Per scrivere della Libia e dei suoi abitanti, ci vuole tanto coraggio e il contrario di indifferenza.
Nancy Porsia, giornalista lucana venuta a parlarci di Mal di Libia - il suo reportage che va al cuore di un paese estremamente complesso e inquieto -, indica come libro cult proprio una testimonianza che è anche denuncia di quell'indifferenza esercitata da uno Stato a danno - in questo caso - dei più giovani:
Noi, i ragazzi dello zoo di Berlino di Christiane F, bestseller clamoroso da cui hanno tratto un omonimo film altrettanto di successo, che ha offerto uno spaccato realistico e per nulla artefatto sull'abisso dell'eroina.
Berlino, anni Settanta, quartiere dormitorio di Gropiusstadt. Christiane F. ha dodici anni, un padre violento e una madre spesso fuori casa. Inizia a fumare hashish e a prendere Lsd, efedrina e mandrax. A quattordici anni per la prima volta si fa di eroina e comincia a prostituirsi.
Come definire in poche parole questo libro?
Rottura del silenzio.
Quel silenzio che per anni, vergognosamente, ha aleggiato sulla realtà della tossicodipendenza tra i ragazzi. Quel silenzio che ha impregnato la società e si è trasformato in indifferenza, senza alcuna presa in carico di tante situazioni di forte svantaggio, difficoltà, emarginazione, nonché di situazioni familiari precarie.
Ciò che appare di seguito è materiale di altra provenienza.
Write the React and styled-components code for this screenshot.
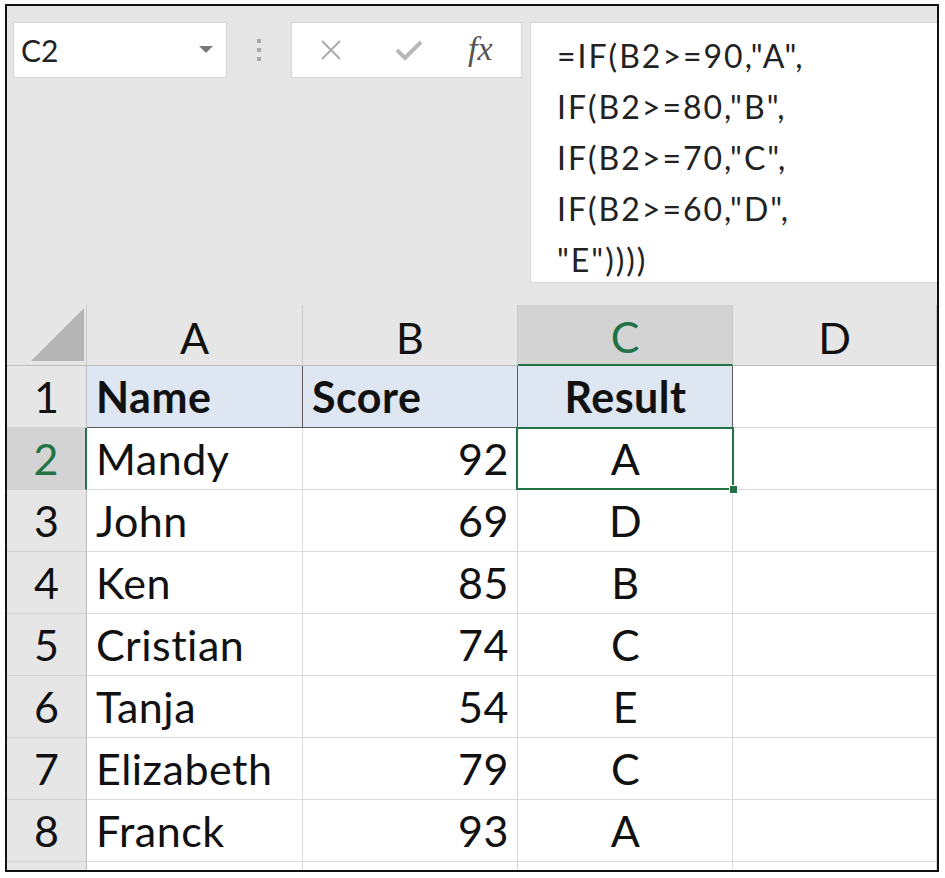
import React from 'react';
import styled, { createGlobalStyle, css } from 'styled-components';

const GREEN = '#217346';

const rows = [
  { name: 'Mandy', score: 92, result: 'A' },
  { name: 'John', score: 69, result: 'D' },
  { name: 'Ken', score: 85, result: 'B' },
  { name: 'Cristian', score: 74, result: 'C' },
  { name: 'Tanja', score: 54, result: 'E' },
  { name: 'Elizabeth', score: 79, result: 'C' },
  { name: 'Franck', score: 93, result: 'A' },
];

const formula = ['=IF(B2>=90,"A",', 'IF(B2>=80,"B",', 'IF(B2>=70,"C",', 'IF(B2>=60,"D",', '"E"))))'];

const App = () => (
  <>
    <GlobalStyle />
    <Frame>
      <Toolbar>
        <NameBox>
          <span>C2</span>
          <svg width="14" height="8" viewBox="0 0 14 8">
            <path d="M0 0 L14 0 L7 7 Z" fill="#7a7a7a" />
          </svg>
        </NameBox>
        <Grip>
          <i /><i /><i />
        </Grip>
        <ButtonBox>
          <svg width="22" height="22" viewBox="0 0 22 22">
            <path d="M2 2 L20 20 M20 2 L2 20" stroke="#a8a8a8" strokeWidth="1.8" />
          </svg>
          <svg width="28" height="22" viewBox="0 0 28 22">
            <path d="M2 11 L10 19 L26 3" stroke="#b8b8b8" strokeWidth="4" fill="none" />
          </svg>
          <Fx>fx</Fx>
        </ButtonBox>
        <FormulaBox>
          {formula.map(line => <div key={line}>{line}</div>)}
        </FormulaBox>
      </Toolbar>

      <Sheet>
        <Corner>
          <svg width="53" height="53" viewBox="0 0 53 53">
            <path d="M53 0 L53 53 L0 53 Z" fill="#b5b5b5" />
          </svg>
        </Corner>
        {['A', 'B', 'C', 'D'].map(col => (
          <ColHead key={col} $active={col === 'C'}>{col}</ColHead>
        ))}

        <RowHead>1</RowHead>
        <Cell $title>Name</Cell>
        <Cell $title>Score</Cell>
        <Cell $title $align="center">Result</Cell>
        <Cell />

        {rows.map(({ name, score, result }, idx) => (
          <React.Fragment key={name}>
            <RowHead $active={idx === 0}>{idx + 2}</RowHead>
            <Cell>{name}</Cell>
            <Cell $align="right">{score}</Cell>
            <Cell $align="center" $selected={idx === 0}>{result}</Cell>
            <Cell />
          </React.Fragment>
        ))}

        <RowHead />
        <Cell /><Cell /><Cell /><Cell />
      </Sheet>
    </Frame>
  </>
);

const GlobalStyle = createGlobalStyle`
  body {
    margin: 0;
    background: #fff;
    font-family: Lato, "Liberation Sans", sans-serif;
  }
`;

const Frame = styled.div`
  box-sizing: border-box;
  width: 934px;
  height: 868px;
  margin: 4px 0 0 5px;
  border: 2px solid #111;
  background: #e6e6e6;
  overflow: hidden;
  display: flex;
  flex-direction: column;
`;

const Toolbar = styled.div`
  box-sizing: border-box;
  height: 299px;
  flex-shrink: 0;
  display: flex;
  align-items: flex-start;
  padding: 16px 0 0 6px;
`;

const NameBox = styled.div`
  box-sizing: border-box;
  width: 214px;
  height: 56px;
  background: #fff;
  border: 1px solid #d6d6d6;
  display: flex;
  align-items: center;
  justify-content: space-between;
  padding: 0 13px 0 7px;
  font-size: 30px;
  color: #222;
`;

const Grip = styled.div`
  width: 64px;
  height: 56px;
  display: flex;
  flex-direction: column;
  align-items: center;
  justify-content: center;
  gap: 5px;
  & i {
    width: 4px;
    height: 4px;
    background: #a8a8a8;
  }
`;

const ButtonBox = styled.div`
  box-sizing: border-box;
  width: 231px;
  height: 56px;
  background: #fff;
  border: 1px solid #d6d6d6;
  display: flex;
  align-items: center;
  gap: 53px;
  padding: 0 0 0 28px;
  margin-right: 8px;
`;

const Fx = styled.span`
  font-family: "Liberation Serif", serif;
  font-style: italic;
  font-size: 34px;
  color: #555;
  margin: 0 0 2px -8px;
`;

const FormulaBox = styled.div`
  box-sizing: border-box;
  flex: 1;
  height: 261px;
  background: #fff;
  border: 1px solid #d6d6d6;
  border-right: none;
  padding: 7px 0 0 26px;
  font-size: 32px;
  line-height: 51px;
  letter-spacing: 2px;
  color: #222;
`;

const Sheet = styled.div`
  display: grid;
  grid-template-columns: 80px 216px 215px 215px 1fr;
  grid-template-rows: 61px;
  grid-auto-rows: 62px;
  font-size: 43px;
  color: #111;
`;

const Corner = styled.div`
  box-sizing: border-box;
  border-right: 1px solid #c8c8c8;
  border-bottom: 1px solid #bdbdbd;
  display: flex;
  align-items: flex-end;
  justify-content: flex-end;
  padding: 0 2px 4px 0;
`;

const ColHead = styled.div`
  box-sizing: border-box;
  display: flex;
  align-items: center;
  justify-content: center;
  padding-top: 4px;
  border-right: 1px solid #c8c8c8;
  border-bottom: 1px solid #bdbdbd;
  ${({ $active }) => $active && css`
    background: #d3d3d3;
    color: ${GREEN};
    border-bottom: 2px solid ${GREEN};
  `}
`;

const RowHead = styled.div`
  box-sizing: border-box;
  display: flex;
  align-items: center;
  justify-content: center;
  border-right: 1px solid #bdbdbd;
  border-bottom: 1px solid #d2d2d2;
  ${({ $active }) => $active && css`
    background: #d3d3d3;
    color: ${GREEN};
    border-right: 2px solid ${GREEN};
  `}
`;

const Cell = styled.div`
  position: relative;
  box-sizing: border-box;
  display: flex;
  align-items: center;
  background: #fff;
  border-right: 1px solid #dadada;
  border-bottom: 1px solid #dadada;
  padding: 0 8px 0 9px;
  letter-spacing: 0.5px;
  justify-content: ${({ $align }) => (
    $align === 'right' ? 'flex-end' :
    $align === 'center' ? 'center' :
    'flex-start'
  )};
  ${({ $title }) => $title && css`
    background: #dde6f1;
    font-weight: 700;
    border-right-color: #5a5a5a;
    border-bottom-color: #5a5a5a;
  `}
  ${({ $selected }) => $selected && css`
    &::after {
      content: "";
      position: absolute;
      top: -1px;
      left: -2px;
      right: -2px;
      bottom: -1px;
      border: 2px solid ${GREEN};
      z-index: 1;
    }
    &::before {
      content: "";
      position: absolute;
      right: -6px;
      bottom: -5px;
      width: 7px;
      height: 7px;
      background: ${GREEN};
      border: 1px solid #fff;
      z-index: 2;
    }
  `}
`;

export default App;
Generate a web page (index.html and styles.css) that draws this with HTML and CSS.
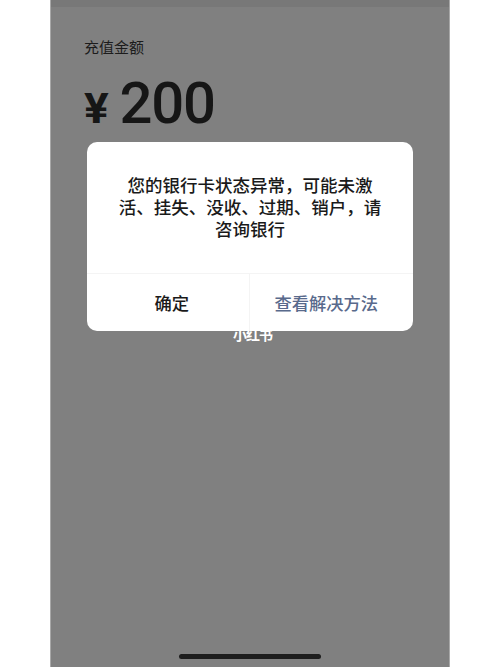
FILE: index.html
```html
<!DOCTYPE html>
<html lang="zh-CN">
<head>
<meta charset="utf-8">
<title>充值金额</title>
<link rel="stylesheet" href="styles.css">
</head>
<body>
<div class="screen">
  <div class="topband"></div>
  <div class="content">
    <div class="label">充值金额</div>
    <div class="amount"><span class="yen">¥</span><span class="num">200</span></div>
  </div>
  <div class="watermark">小红书</div>
  <div class="home"></div>
  <div class="dialog">
    <div class="msg">您的银行卡状态异常，可能未激活、挂失、没收、过期、销户，请咨询银行</div>
    <div class="actions">
      <div class="btn ok">确定</div>
      <div class="btn more">查看解决方法</div>
    </div>
  </div>
</div>
</body>
</html>
```
FILE: styles.css
```css
html, body {
  margin: 0;
  padding: 0;
  background: #ffffff;
}
body {
  font-family: "Noto Sans CJK SC", "Noto Sans", sans-serif;
}
.screen {
  position: relative;
  box-sizing: border-box;
  width: 400px;
  height: 667px;
  margin-left: 50px;
  background: #808080;
  border-left: 1px solid #a8a8a8;
  border-right: 1px solid #a8a8a8;
  display: flex;
  flex-direction: column;
  overflow: hidden;
}
.topband {
  height: 7px;
  background: #787878;
  flex: none;
}
.content {
  padding: 29px 0 0 33px;
  display: flex;
  flex-direction: column;
}
.label {
  font-size: 15px;
  line-height: 22px;
  color: #1c1c1c;
}
.amount {
  display: flex;
  align-items: baseline;
  margin-top: 15px;
  color: #161616;
  font-family: Roboto, "Liberation Sans", sans-serif;
}
.yen {
  font-size: 42px;
  font-weight: 700;
  line-height: 60px;
  margin-right: 11px;
  transform: scaleX(1.1);
  transform-origin: left center;
}
.num {
  font-size: 58px;
  font-weight: 500;
  line-height: 60px;
  letter-spacing: -1.2px;
  margin-left: 2px;
}
.watermark {
  position: absolute;
  left: 182px;
  top: 326px;
  font-size: 14px;
  font-weight: 700;
  line-height: 16px;
  color: #ffffff;
  letter-spacing: -1px;
}
.home {
  margin-top: auto;
  margin-bottom: 8px;
  align-self: center;
  width: 142px;
  height: 5px;
  border-radius: 3px;
  background: #1e1e1e;
  flex: none;
}
.dialog {
  position: absolute;
  left: 36px;
  top: 142px;
  width: 326px;
  height: 189px;
  background: #ffffff;
  border-radius: 10px;
  display: flex;
  flex-direction: column;
  z-index: 2;
}
.msg {
  padding: 32px 28px 0;
  height: 131px;
  box-sizing: border-box;
  font-size: 17.5px;
  font-weight: 500;
  line-height: 22px;
  color: #1a1a1a;
  text-align: center;
}
.actions {
  flex: 1;
  display: flex;
  border-top: 1px solid #f4f4f4;
}
.btn {
  flex: 1;
  display: flex;
  align-items: center;
  justify-content: center;
  font-size: 17.3px;
  font-weight: 500;
}
.ok {
  color: #1a1a1a;
  border-right: 1px solid #f4f4f4;
  padding-left: 8px;
}
.more {
  color: #596a8c;
  padding-right: 10px;
}
```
Scritto da Christiane Vera Felscherinow (Christiane F.), questo libro è la sua testimonianza, raccolta da due giornalisti tedeschi, Hermann e Rieck, che nel 1978 - dopo che Christiane fu processata a soli 16 anni per droga e ricettazione - pubblicano quella che diventa a tutti gli effetti un'autobiografia a puntate sul settimanale Stern.
Un libro che ha definito la mia identità come giornalista e neoscrittrice
Siamo negli anni Settanta, in un quartiere di Berlino, dove tra le mura di un appartamento la dodicenne Christiane vive con il padre violento e una madre quasi sempre assente.
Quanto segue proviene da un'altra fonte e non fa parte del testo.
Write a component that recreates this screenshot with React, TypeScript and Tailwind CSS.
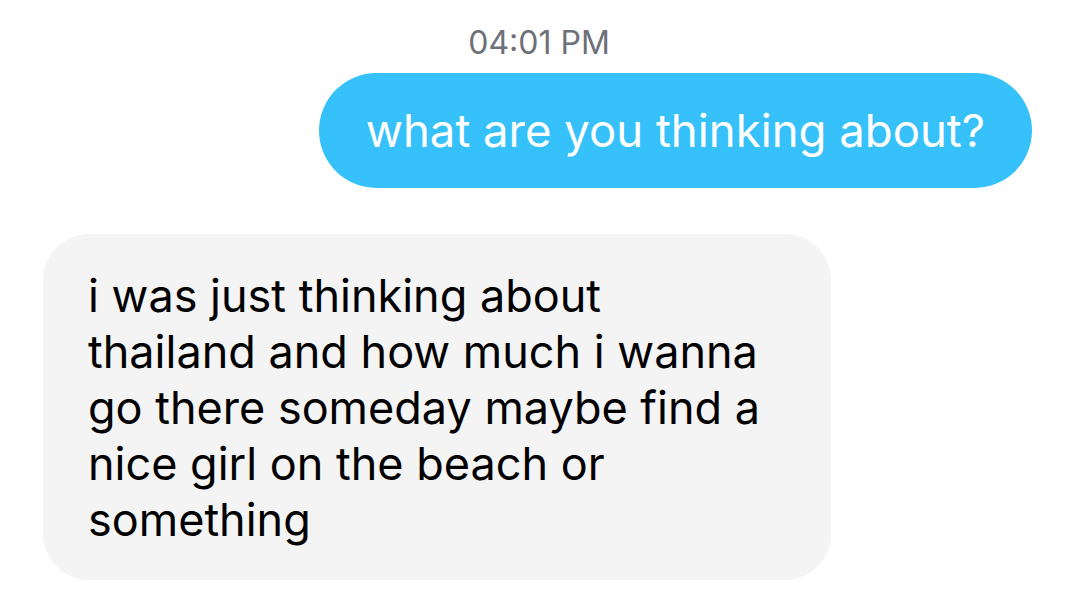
import React from 'react'

const lines = [
  'i was just thinking about',
  'thailand and how much i wanna',
  'go there someday maybe find a',
  'nice girl on the beach or',
  'something',
]

const App = () => {
  return (
    <div className="h-[616px] w-[1078px] overflow-hidden bg-white font-['Inter',sans-serif]">
      <div className="pt-[25px] text-center text-[32px] leading-[36px] text-[#6d7077]">
        04:01 PM
      </div>

      <div className="mt-[12px] flex justify-end pr-[46px]">
        <div className="flex h-[115px] items-center rounded-full bg-[#36c1fb] px-[47px] text-[45.5px] leading-[52px] text-white">
          what are you thinking about?
        </div>
      </div>

      <div className="mt-[46px] pl-[43px]">
        <div className="w-[788px] rounded-[46px] bg-[#f4f4f4] px-[45px] pt-[34px] pb-[32px] text-[45px] leading-[56px] text-black">
          {lines.map((l) => (
            <div key={l} className="whitespace-nowrap">
              {l}
            </div>
          ))}
        </div>
      </div>
    </div>
  )
}

export default App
Lo scivolamento nella dipendenza è quasi immediato: hashish, poi valium, mandrax, LSD, efedrina... e la rapida assuefazione la conduce, a soli quattordici anni, al tunnel dell'eroina.
Un tentativo di evasione, il suo, in una città che non si interessa agli adolescenti né alle loro situazioni familiari difficili. Senza sostegno né figure di riferimento stabili, si affida a quelli che sembrano "più forti", cioè coloro che fanno uso di sostanze stupefacenti.
Nel libro, ogni rappresentazione è nitida e cruda: dalla facilità con cui è possibile reperire le droghe, alla prostituzione di minorenni come lei che, pur di pagare una dose, lasciano che gli adulti possiedano i loro corpi in cambio di denaro.
Il lettore oscilla con Christiane tra disperazione, annebbiamento, disintossicazioni "fai-da-te" fallite e ricadute, con sprazzi di razionalità che la spingono a chiedere aiuto a quelle poche strutture terapeutiche che, invece di aiutarla, le chiudono la porta in faccia poiché "troppo piene di tossici come lei".
Spazio, in questa vicenda, anche alla storia d'amore tra Christiane e Detlef, resa però amara e instabile dall'ambiente in cui tenta di fiorire.
I sogni di Christiane sono tutti rivolti ad una vita al di fuori dai margini della dipendenza, eppure la strada è tutta in salita, mentre attorno a lei le morti per overdose si susseguono una dopo l'altra.
Lo Stato, incapace di rispondere adeguatamente, resta sullo sfondo di un percorso che - insieme a Nancy Porsia - vi invitiamo a scoprire dove condurrà Christiane.